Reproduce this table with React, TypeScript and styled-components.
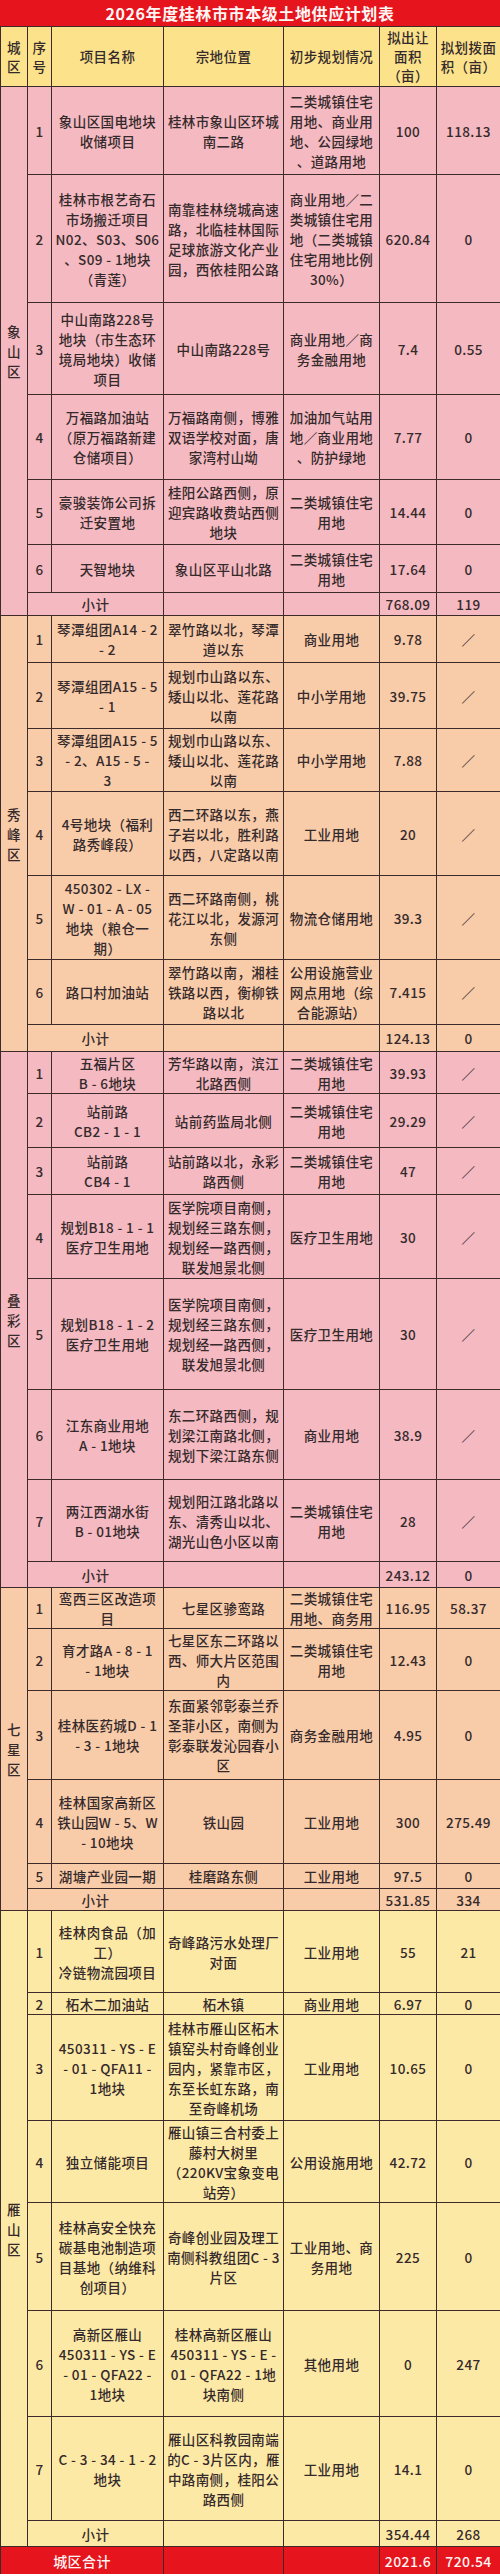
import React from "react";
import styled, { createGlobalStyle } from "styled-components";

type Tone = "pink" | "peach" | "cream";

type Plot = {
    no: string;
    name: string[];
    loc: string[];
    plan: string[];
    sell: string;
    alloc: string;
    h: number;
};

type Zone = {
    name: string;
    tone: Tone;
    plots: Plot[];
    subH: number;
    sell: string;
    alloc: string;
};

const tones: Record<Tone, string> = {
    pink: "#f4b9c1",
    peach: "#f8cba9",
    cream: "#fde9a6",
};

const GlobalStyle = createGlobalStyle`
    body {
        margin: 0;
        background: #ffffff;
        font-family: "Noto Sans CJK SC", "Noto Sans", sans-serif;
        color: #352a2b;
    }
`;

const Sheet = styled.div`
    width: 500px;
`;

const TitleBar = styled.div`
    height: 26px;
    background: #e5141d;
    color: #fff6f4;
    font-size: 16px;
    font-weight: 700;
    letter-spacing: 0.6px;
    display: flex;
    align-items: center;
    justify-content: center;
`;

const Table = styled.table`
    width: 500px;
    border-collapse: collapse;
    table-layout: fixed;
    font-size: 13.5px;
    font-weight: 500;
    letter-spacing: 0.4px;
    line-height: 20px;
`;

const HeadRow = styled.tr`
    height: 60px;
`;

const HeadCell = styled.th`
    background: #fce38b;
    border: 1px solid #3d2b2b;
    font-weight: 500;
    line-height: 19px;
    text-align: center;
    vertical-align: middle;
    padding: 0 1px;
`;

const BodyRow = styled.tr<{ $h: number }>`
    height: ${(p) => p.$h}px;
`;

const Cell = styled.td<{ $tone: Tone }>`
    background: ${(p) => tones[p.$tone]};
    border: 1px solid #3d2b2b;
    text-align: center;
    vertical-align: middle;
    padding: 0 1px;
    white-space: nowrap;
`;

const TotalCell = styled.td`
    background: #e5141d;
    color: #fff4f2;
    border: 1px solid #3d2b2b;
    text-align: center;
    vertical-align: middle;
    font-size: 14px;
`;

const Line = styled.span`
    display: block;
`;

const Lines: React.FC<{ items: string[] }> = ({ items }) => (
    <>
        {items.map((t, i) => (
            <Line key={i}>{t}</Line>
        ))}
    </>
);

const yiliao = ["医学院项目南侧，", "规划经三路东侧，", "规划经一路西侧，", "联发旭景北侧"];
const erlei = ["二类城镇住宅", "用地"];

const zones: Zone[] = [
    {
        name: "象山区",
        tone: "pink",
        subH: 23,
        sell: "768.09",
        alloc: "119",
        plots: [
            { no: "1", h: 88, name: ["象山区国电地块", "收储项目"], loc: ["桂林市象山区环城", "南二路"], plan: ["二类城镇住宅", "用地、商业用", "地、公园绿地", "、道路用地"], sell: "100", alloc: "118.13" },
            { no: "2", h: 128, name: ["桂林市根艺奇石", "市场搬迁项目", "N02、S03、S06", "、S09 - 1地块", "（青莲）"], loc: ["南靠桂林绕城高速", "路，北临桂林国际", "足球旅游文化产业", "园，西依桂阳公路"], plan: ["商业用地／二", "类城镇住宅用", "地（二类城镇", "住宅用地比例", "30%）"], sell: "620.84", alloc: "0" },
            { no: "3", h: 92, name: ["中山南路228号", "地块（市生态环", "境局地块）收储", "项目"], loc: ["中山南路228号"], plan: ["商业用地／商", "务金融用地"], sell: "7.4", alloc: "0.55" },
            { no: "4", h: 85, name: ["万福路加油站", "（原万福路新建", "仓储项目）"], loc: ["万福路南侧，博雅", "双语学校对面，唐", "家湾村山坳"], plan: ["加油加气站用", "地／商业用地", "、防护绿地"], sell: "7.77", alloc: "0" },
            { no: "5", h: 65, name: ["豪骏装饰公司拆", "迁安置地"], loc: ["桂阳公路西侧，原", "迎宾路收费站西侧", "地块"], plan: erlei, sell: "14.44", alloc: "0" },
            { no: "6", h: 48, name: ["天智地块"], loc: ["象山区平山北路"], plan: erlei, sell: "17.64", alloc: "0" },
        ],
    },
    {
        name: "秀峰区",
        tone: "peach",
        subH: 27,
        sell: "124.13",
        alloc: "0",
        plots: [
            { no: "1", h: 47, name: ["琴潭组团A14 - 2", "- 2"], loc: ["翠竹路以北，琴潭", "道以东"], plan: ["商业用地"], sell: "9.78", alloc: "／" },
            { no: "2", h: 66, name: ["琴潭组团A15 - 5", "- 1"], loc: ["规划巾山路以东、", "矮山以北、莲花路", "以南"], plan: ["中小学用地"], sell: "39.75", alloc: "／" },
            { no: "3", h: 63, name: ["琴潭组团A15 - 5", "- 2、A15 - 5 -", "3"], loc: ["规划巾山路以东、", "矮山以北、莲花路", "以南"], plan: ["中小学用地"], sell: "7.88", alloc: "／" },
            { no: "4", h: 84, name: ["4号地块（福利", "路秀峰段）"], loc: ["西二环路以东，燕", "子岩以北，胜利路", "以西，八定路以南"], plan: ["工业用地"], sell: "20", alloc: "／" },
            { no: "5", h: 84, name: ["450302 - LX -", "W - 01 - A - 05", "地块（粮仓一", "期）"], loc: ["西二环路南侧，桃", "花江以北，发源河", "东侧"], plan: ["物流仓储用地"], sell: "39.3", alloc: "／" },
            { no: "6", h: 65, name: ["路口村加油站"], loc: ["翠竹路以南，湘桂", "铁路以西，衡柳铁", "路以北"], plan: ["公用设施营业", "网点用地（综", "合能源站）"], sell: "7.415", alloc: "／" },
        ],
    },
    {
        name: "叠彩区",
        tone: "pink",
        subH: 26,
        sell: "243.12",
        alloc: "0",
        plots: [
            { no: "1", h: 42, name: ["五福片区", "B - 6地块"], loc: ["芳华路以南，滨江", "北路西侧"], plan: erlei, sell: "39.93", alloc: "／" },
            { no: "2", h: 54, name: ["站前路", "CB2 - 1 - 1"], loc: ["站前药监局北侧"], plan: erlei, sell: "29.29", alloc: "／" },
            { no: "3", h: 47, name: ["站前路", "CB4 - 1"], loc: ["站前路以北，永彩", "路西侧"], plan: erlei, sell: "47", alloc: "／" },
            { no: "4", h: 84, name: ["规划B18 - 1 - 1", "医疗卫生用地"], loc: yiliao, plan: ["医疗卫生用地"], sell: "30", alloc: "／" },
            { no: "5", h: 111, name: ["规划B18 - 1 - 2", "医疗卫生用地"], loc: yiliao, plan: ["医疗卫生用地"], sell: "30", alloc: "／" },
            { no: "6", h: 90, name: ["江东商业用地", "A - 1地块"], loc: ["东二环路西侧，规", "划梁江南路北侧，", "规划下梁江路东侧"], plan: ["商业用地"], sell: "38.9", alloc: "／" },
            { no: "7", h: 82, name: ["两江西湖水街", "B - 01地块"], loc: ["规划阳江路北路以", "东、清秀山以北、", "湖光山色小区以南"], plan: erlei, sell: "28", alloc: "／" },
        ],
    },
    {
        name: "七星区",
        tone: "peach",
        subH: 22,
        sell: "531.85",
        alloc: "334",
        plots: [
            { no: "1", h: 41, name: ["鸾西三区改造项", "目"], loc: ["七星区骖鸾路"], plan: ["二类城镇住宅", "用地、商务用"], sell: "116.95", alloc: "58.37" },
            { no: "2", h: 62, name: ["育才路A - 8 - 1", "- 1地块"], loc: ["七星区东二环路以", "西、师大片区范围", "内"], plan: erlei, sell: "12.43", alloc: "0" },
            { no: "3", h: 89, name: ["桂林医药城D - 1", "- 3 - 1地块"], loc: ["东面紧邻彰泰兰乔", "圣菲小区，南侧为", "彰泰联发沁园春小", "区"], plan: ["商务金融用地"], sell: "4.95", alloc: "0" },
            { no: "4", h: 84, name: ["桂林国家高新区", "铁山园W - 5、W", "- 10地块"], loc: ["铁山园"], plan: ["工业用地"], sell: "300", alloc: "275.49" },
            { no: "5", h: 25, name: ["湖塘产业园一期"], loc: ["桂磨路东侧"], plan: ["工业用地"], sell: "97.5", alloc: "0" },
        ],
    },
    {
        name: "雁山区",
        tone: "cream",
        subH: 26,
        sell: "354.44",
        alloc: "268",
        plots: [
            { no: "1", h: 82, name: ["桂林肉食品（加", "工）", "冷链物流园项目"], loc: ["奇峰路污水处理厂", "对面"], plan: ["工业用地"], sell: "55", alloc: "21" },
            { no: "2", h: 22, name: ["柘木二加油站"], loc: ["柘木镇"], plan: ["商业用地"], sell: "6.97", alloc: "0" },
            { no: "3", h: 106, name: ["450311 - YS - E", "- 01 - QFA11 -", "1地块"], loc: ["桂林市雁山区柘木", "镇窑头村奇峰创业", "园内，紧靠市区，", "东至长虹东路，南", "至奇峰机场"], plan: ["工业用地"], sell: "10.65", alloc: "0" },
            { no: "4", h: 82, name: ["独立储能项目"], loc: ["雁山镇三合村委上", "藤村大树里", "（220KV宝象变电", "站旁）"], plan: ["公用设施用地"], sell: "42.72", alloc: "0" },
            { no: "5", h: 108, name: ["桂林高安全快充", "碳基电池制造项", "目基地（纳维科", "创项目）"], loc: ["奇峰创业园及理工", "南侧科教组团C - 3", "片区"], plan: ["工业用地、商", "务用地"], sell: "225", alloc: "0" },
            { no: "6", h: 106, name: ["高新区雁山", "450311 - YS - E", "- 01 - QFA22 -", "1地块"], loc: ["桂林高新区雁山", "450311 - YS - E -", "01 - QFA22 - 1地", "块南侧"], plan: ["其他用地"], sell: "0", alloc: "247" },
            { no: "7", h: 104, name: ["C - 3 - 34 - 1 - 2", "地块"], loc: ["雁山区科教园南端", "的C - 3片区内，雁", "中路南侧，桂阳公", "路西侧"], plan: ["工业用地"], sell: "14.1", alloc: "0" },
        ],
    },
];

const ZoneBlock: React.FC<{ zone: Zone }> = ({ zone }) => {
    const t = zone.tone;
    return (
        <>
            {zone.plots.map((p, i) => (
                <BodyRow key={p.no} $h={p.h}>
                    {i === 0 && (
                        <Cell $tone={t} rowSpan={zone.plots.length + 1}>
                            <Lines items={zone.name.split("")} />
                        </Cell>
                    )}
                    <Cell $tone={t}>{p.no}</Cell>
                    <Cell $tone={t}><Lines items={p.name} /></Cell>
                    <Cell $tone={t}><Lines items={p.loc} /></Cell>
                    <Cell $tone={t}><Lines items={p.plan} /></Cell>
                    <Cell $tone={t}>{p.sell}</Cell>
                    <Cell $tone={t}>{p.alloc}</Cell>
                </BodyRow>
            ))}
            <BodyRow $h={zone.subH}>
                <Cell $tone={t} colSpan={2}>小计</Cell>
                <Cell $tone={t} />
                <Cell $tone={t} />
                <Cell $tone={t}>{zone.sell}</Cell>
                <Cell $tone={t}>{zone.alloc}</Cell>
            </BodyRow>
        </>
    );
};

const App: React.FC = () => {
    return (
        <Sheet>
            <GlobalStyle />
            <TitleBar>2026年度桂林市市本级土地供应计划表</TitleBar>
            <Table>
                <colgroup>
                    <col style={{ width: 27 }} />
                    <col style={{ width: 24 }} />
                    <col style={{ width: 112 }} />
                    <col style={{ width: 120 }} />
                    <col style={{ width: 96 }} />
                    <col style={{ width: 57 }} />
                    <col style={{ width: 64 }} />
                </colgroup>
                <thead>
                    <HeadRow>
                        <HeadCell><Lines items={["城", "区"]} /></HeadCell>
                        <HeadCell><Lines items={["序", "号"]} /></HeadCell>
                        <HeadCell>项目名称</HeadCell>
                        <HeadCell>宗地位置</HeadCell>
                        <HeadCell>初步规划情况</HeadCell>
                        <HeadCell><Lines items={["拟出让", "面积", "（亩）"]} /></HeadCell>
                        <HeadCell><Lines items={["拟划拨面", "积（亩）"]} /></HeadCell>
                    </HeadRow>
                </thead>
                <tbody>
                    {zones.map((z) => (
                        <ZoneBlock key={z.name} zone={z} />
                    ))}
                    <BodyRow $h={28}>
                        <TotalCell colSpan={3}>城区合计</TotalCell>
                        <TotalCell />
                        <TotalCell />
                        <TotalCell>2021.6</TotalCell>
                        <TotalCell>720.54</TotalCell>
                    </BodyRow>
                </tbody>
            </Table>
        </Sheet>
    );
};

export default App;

Requirement
Select all lines in the listing that include the word "components".

Result of this exercise
Reproduce this table with React, TypeScript and styled-components.
import styled, { createGlobalStyle } from "styled-components";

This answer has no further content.